The titular valley is the one that is Kashmir. Kashmir is a predominantly Muslim country that's in between India, Pakistan and China. At the center of Kashmir is a huge body of water called Dal Lake, which is a major tourist attraction and also a major sufferer of pollution due to the population influx. Kashmir is also in the middle of a serious and at times violent land dispute. The Indian government controls the area with its military, but Pakistan insurgents rebel against that government and military.

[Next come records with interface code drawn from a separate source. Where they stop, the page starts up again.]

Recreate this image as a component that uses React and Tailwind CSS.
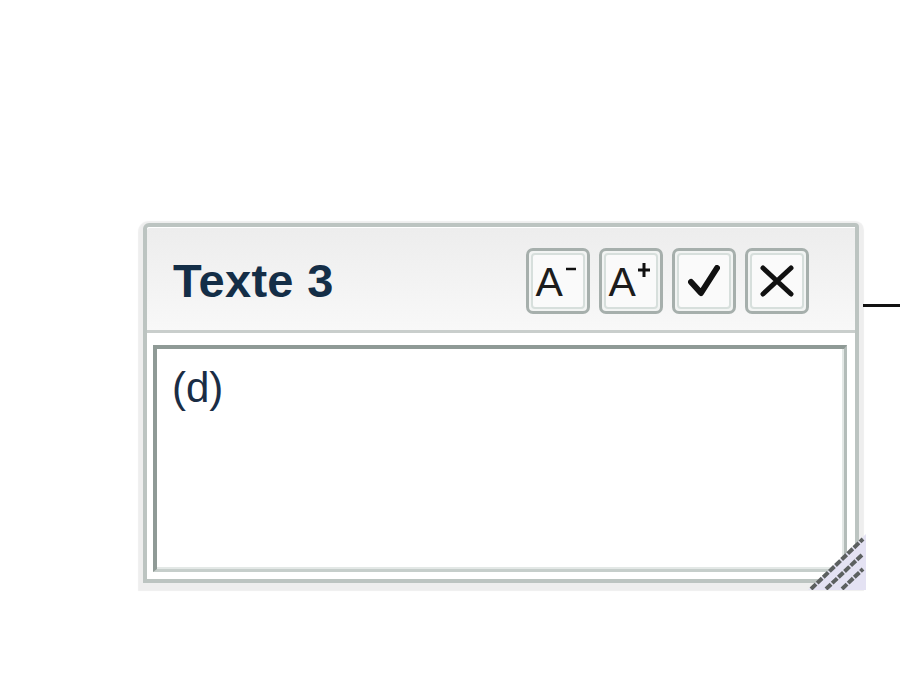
import React from "react";

const font = { fontFamily: '"Liberation Sans", Arial, sans-serif' };

const ToolButton = ({ children, title }) => (
  <button
    title={title}
    className="w-[64px] h-[66px] rounded-[7px] border-[3px] border-[#a6afac] bg-[#f2f4f3] p-[2px]"
  >
    <div className="w-full h-full rounded-[4px] border-2 border-[#d7dfdc] bg-[#fafafa] flex items-center justify-center">
      {children}
    </div>
  </button>
);

const FontIcon = ({ plus }) => (
  <div className="flex items-start text-[#1c1c1c] leading-none -ml-[3px]" style={font}>
    <span className="text-[41px] font-normal mt-[2px]">A</span>
    <svg width="14" height="20" viewBox="0 0 14 20" className="ml-[1px]">
      {plus ? (
        <path d="M1 10 H13 M7 3 V17" stroke="#111" strokeWidth="3" />
      ) : (
        <path d="M2 9 H12" stroke="#111" strokeWidth="2.5" />
      )}
    </svg>
  </div>
);

const CheckIcon = () => (
  <svg width="32" height="32" viewBox="0 0 32 32">
    <path d="M3 17 L13 28 L29 3" fill="none" stroke="#111" strokeWidth="6" strokeLinecap="round" strokeLinejoin="round" />
  </svg>
);

const CloseIcon = () => (
  <svg width="34" height="32" viewBox="0 0 34 32">
    <path d="M3 3 L31 29 M31 3 L3 29" fill="none" stroke="#111" strokeWidth="5" strokeLinecap="round" />
  </svg>
);

const ResizeGrip = () => (
  <svg className="absolute right-[-11px] bottom-[-11px]" width="58" height="56" viewBox="0 0 58 56">
    <polygon points="58,0 58,56 0,56" fill="#e4e2f3" />
    <g stroke="#5c6060" strokeWidth="4" strokeDasharray="7 1.5">
      <path d="M3 55 L55 5" />
      <path d="M18 55 L55 20" />
      <path d="M34 55 L55 35" />
    </g>
  </svg>
);

export default function App() {
  return (
    <div className="w-[900px] h-[700px] bg-white flex items-start pt-[223px] pl-[143px]">
      {/* Note panel */}
      <div className="relative w-[720px] h-[360px] flex flex-col border-4 border-[#bcc4c1] rounded-tl-[6px] rounded-tr-[4px] bg-white shadow-[0_3px_1px_5px_rgba(0,0,0,0.065)]">
        {/* Header */}
        <div className="h-[106px] flex items-center justify-between pl-[26px] pr-[46px] border-b-[3px] border-[#c9cecc] border-t border-t-white bg-linear-to-b from-[#ededed] to-[#f8f8f8] rounded-tl-[3px]">
          <h1 className="text-[47px] font-bold text-[#142e47] leading-none mt-[2px] tracking-[0.3px]" style={font}>
            Texte 3
          </h1>
          <div className="flex items-center gap-[9px] mt-[4px]">
            <ToolButton title="Réduire">
              <FontIcon />
            </ToolButton>
            <ToolButton title="Agrandir">
              <FontIcon plus />
            </ToolButton>
            <ToolButton title="Valider">
              <CheckIcon />
            </ToolButton>
            <ToolButton title="Fermer">
              <CloseIcon />
            </ToolButton>
          </div>
        </div>

        {/* Body */}
        <div className="flex-1 pt-[12px] pl-[6px] pr-[8px] pb-[7px]">
          <div className="w-full h-full border-t-4 border-l-4 border-[#8f9a96] border-r-[3px] border-b-[3px] border-r-[#b3bcb9] border-b-[#c6cecb] bg-white shadow-[inset_-2px_-2px_0_#e3e8e6]">
            <p className="pl-[15px] pt-[15px] text-[42px] text-[#1a2d45] leading-[48px]" style={font}>
              (d)
            </p>
          </div>
        </div>

        <ResizeGrip />
      </div>

      {/* Connector line */}
      <div className="w-[37px] h-[3px] bg-[#111] mt-[81px] ml-[4px]" />
    </div>
  );
}
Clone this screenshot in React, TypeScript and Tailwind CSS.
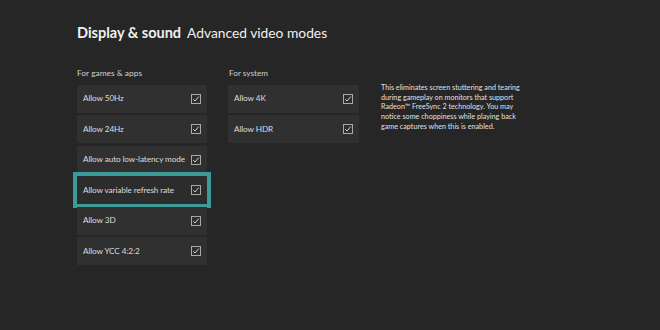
import React from "react";

const Check = () => (
  <div className="w-[10px] h-[10px] border border-[#a8a8a8] flex items-center justify-center">
    <svg width="8" height="8" viewBox="0 0 8 8" fill="none">
      <path d="M1.3 4.3 L3 6 L6.8 1.6" stroke="#d0d0d0" strokeWidth="1" />
    </svg>
  </div>
);

const Tile = ({ label, focused }: { label: string; focused?: boolean }) => (
  <div
    className={
      "h-[28px] flex items-center justify-between pl-[6px] pr-[6px] " +
      (focused ? "bg-[#2c2c2c] shadow-[0_0_0_4px_#3b9b99]" : "bg-[#303030]")
    }
  >
    <span className="text-[8.2px] tracking-[-0.1px] text-[#dcdcdc] leading-none whitespace-nowrap">{label}</span>
    <Check />
  </div>
);

export default function App() {
  return (
    <div
      className="w-[660px] h-[330px] bg-[#262626] overflow-hidden"
      style={{ fontFamily: 'Lato, "Open Sans", sans-serif' }}
    >
      <div className="pl-[77px] pt-[23px]">
        <div className="flex items-center gap-[6px] h-[20px] text-[#f0f0f0]">
          <span className="font-bold text-[14.5px]">Display &amp; sound</span>
          <span className="text-[13.8px]">Advanced video modes</span>
        </div>
        <div className="flex mt-[24px]">
          <div className="w-[130px]">
            <div className="h-[12px] leading-[12px] text-[8.4px] text-[#d0d0d0] mb-[5.5px]">For games &amp; apps</div>
            <div className="flex flex-col gap-[2.5px]">
              <Tile label="Allow 50Hz" />
              <Tile label="Allow 24Hz" />
              <Tile label="Allow auto low-latency mode" />
              <Tile label="Allow variable refresh rate" focused />
              <Tile label="Allow 3D" />
              <Tile label="Allow YCC 4:2:2" />
            </div>
          </div>
          <div className="w-[131px] ml-[21px]">
            <div className="h-[12px] leading-[12px] text-[8.2px] text-[#d0d0d0] mb-[5.5px] pl-[1px]">For system</div>
            <div className="flex flex-col gap-[2.5px]">
              <Tile label="Allow 4K" />
              <Tile label="Allow HDR" />
            </div>
          </div>
          <div className="ml-[22px] pt-[16px] w-[160px]">
            <p className="text-[7.2px] leading-[9.7px] text-[#e0e0e0] whitespace-nowrap">
              This eliminates screen stuttering and tearing
              <br />
              during gameplay on monitors that support
              <br />
              Radeon™ FreeSync 2 technology. You may
              <br />
              notice some choppiness while playing back
              <br />
              game captures when this is enabled.
            </p>
          </div>
        </div>
      </div>
    </div>
  );
}
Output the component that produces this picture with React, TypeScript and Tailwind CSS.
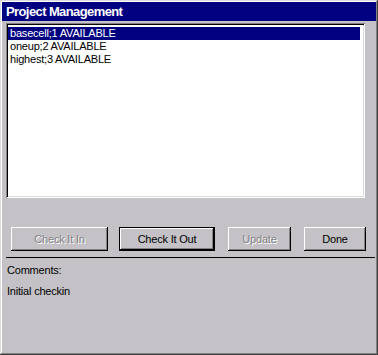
const items = [
  { name: 'basecell;1 AVAILABLE', selected: true },
  { name: 'oneup;2 AVAILABLE', selected: false },
  { name: 'highest;3 AVAILABLE', selected: false },
];

const raised =
  'shadow-[inset_-1px_-1px_#000,inset_1px_1px_#fff,inset_-2px_-2px_#838185]';

const Button = ({
  label,
  width,
  disabled,
  isDefault,
}: {
  label: string;
  width: string;
  disabled?: boolean;
  isDefault?: boolean;
}) => {
  if (isDefault) {
    return (
      <div className={`${width} h-[24px] border border-black`}>
        <div
          className={`w-full h-full flex items-center justify-center ${raised} text-black`}
        >
          {label}
        </div>
      </div>
    );
  }
  return (
    <div
      className={`${width} h-[24px] flex items-center justify-center ${raised} ${
        disabled ? 'text-[#838185] [text-shadow:1px_1px_0_#fff]' : 'text-black'
      }`}
    >
      {label}
    </div>
  );
};

export default function App() {
  return (
    <div
      className="w-[378px] h-[355px] bg-[#c4c2c6] p-[2px] flex flex-col shadow-[inset_-1px_-1px_#404040,inset_1px_1px_#dcdcdc,inset_-2px_-2px_#838185,inset_2px_2px_#fff] text-[11px] tracking-[-0.2px]"
      style={{ fontFamily: '"Liberation Sans", Arial, sans-serif' }}
    >
      {/* Title bar */}
      <div className="h-[19px] bg-[#000080] flex items-center pl-[4px] pt-[1px]">
        <span className="text-white font-bold text-[13px] tracking-[-0.6px]">
          Project Management
        </span>
      </div>

      {/* File list */}
      <div className="ml-[4px] mt-[2px] w-[359px] h-[175px] bg-white p-[2px] shadow-[inset_1px_1px_#838185,inset_-1px_-1px_#fff,inset_2px_2px_#000,inset_-2px_-2px_#dcdcdc]">
        <div className="pt-[2px] pr-[3px]">
          {items.map((item) => (
            <div
              key={item.name}
              className={`h-[13px] leading-[13px] pl-[2px] ${
                item.selected ? 'bg-[#000080] text-white' : 'text-black'
              }`}
            >
              {item.name}
            </div>
          ))}
        </div>
      </div>

      {/* Buttons */}
      <div className="flex mt-[29px]">
        <div className="ml-[9px]">
          <Button label="Check It In" width="w-[97px]" disabled />
        </div>
        <div className="ml-[11px]">
          <Button label="Check It Out" width="w-[96px]" isDefault />
        </div>
        <div className="ml-[13px]">
          <Button label="Update" width="w-[63px]" disabled />
        </div>
        <div className="ml-[13px]">
          <Button label="Done" width="w-[62px]" />
        </div>
      </div>

      {/* Separator */}
      <div className="ml-[4px] mr-[1px] mt-[6px] h-px bg-black" />

      {/* Comments */}
      <div className="pl-[5px] pt-[6px] text-black leading-[13px]">Comments:</div>
      <div className="pl-[5px] pt-[8px] text-black leading-[13px]">Initial checkin</div>
    </div>
  );
}
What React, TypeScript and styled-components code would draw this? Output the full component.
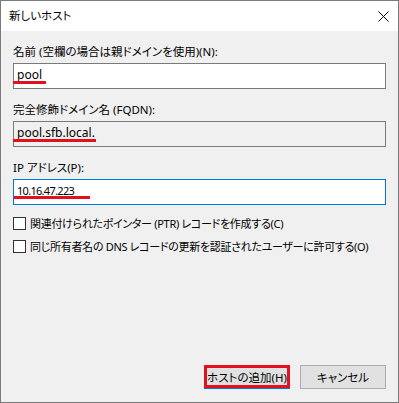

This film was actually shot on Dal Lake in 2010 during a time when the insurgency was at a high in terms of the violence. Writer-director Musa Syeed who lived on the lake for a year and whose father is from Kashmir captures some of that insurgency on the periphery. Syeed has a history of making PBS documentaries, so capturing real-life is something he's good at doing. The film premiered at the 2012 Sundance Film Festival and it won the Audience Award for World Cinema - Dramatic. It also tied with Robot & Frank to win the Alfred P. Sloan Prize, the award for films with science and technology themes or with scientists as main characters.

Syeed has this film take place almost entirely on the lake. It stars Gulzar Bhat as a shikarawala, which is a man who runs a type of boat that is common in Kashmir, a boat that's used for all kinds of work, including being a ferry for tourists. Bhat is not an actor. He's an actual shikarawala who Syeed hired to be his protagonist.

His best friend in the movie is Afzal, played by Mohammed Afzal, an actual actor. Afzal is not a shikarawala. He gets work and makes money through more insidious ways. His ultimate goal is to leave Kashmir. Afzal hopes to save enough money to get out of the country. He's either tired of the extreme poverty or the extreme politics, meaning the Indo-Pakistani disputes.

One of those disputes forces the government to enforce a curfew, which prevents Afzal from leaving. The curfew lasts only a week. When that week is over, Afzal wants to go and flee with Gulzar by his side. Gulzar wants the same, but while they wait, we see why they're best friends.

Syeed depicts what can only be a total bromance. Gulzar and Afzal go swimming together. They exercise shirtless. They go boating. They tease each other verbally and with horse-play. They fish. They play cricket. They even sing a love song to each other. They hold hands while walking, which is most likely a cultural thing, not anything specific to them. They also share a bed and sleep side-by-side. It's not implied that anything sexual will occur. Their sharing a bed is more a result of the extreme poverty and people having to live in shantytowns and shacks with no indoor plumbing or bedroom space, so they have to be crammed together.

Neelofar Hamid plays Asifa, the female scientist who earned this film its Alfred P. Sloan Prize. Asifa is doing research and studying Dal Lake. Syeed crafts several sequences where Asifa is drifting on the lake in Gulzar's shikara, looking at the lake, what's happening to it and taking scientific samples.

These sequences are what probably earned the film its nomination for the Independent Spirit Award for Best Cinematography. The camerawork perfectly captures the beauty and ugliness of Dal Lake, as well as painting a great picture of the life and lives on that water, the impoverished lives.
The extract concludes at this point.